The non-local perturbation correction to the correlation contribution is given by second-order perturbation theory. The idea is rooted in the ab initio Kohn-Sham perturbation theory (KS-PT2) by Görling and Levy[59,60]. The mixing is described by two empirical parameters a_x and a_c in the following manner:

E_XC(DHDF) = (1 - a_x)E_X(GGA) + a_xE_X(HF) (6.7) + (1 - a_c)E_C(GGA) + a_cE_C(KS - PT2),

where E_X(GGA) is the energy of a conventional exchange functional and E_C(GGA) is the energy of a correlation functional. E_X(HF) is the Hartree-Fock exchange of the occupied Kohn-Sham orbitals and E_C(KS - PT2) is a Møller-Plesset like perturbation correction term based on the KS orbitals:

$${\frac{{1}}{{2}}} \sum_{{ia}}^{} \sum_{{jb}}^{} {\frac{{(ia\vert jb)[(ia\vert jb)-(ib\vert ja)]}}{{e_i+e_j-e_a-e_b}}}$$ (6.8)

The method is self-consistent only with respect to the first three terms in Eq. 6.7, i.e., first a SCF using a conventional hybrid-GGA is performed first.
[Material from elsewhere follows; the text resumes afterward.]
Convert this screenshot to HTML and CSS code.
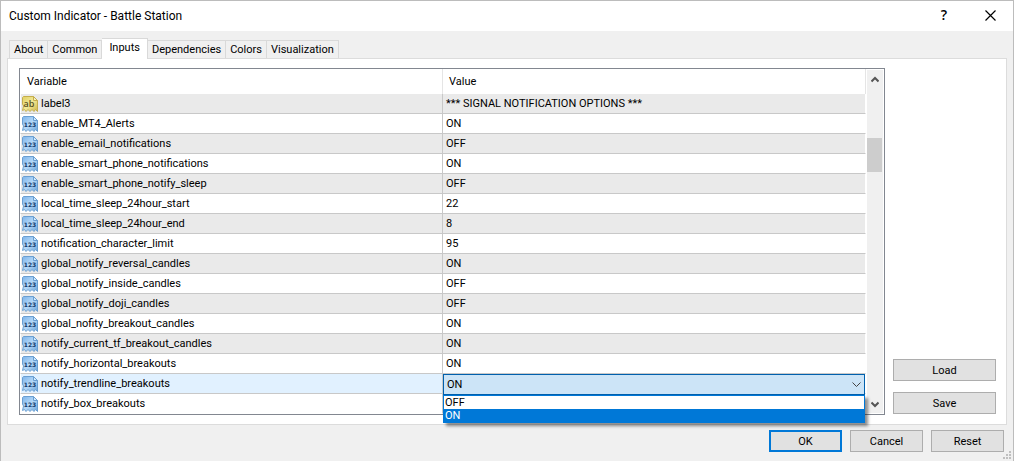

Based on these orbitals E_C(KS - PT2) is evaluated afterwards and added to the total energy.

For B2-PLYP, B88 exchange[47] and LYP correlation[48] are used with the parameters a_x = 0.53 and a_c = 0.27. Due to the relatively large Fock-exchange fraction, self-interaction error related problems are alleviated in B2-PLYP while unwanted side effects of this (reduced account of static correlation) are damped or eliminated by the PT2 term.

1.2

How to use B2-PLYP:

• during preparation of your input with DEFINE select b2-plyp in the DFT menu.
• carry out a DSCF run. Prepare and run a RI-MP2 calculation with either RIMP2 or RICC2 program modules.
• the RI-MP2 program directly prints the B2PLYP energy if this functional has been chosen before
• if you use the RICC2 program the scaled ( a_c = 0.27) second-order correlation energy. must be added manually to the SCF-energy.
• in order to maintain consistency of the PT2 and GGA correlation parts, it is recommend not to apply the frozen-core approximation in the PT2 treatment.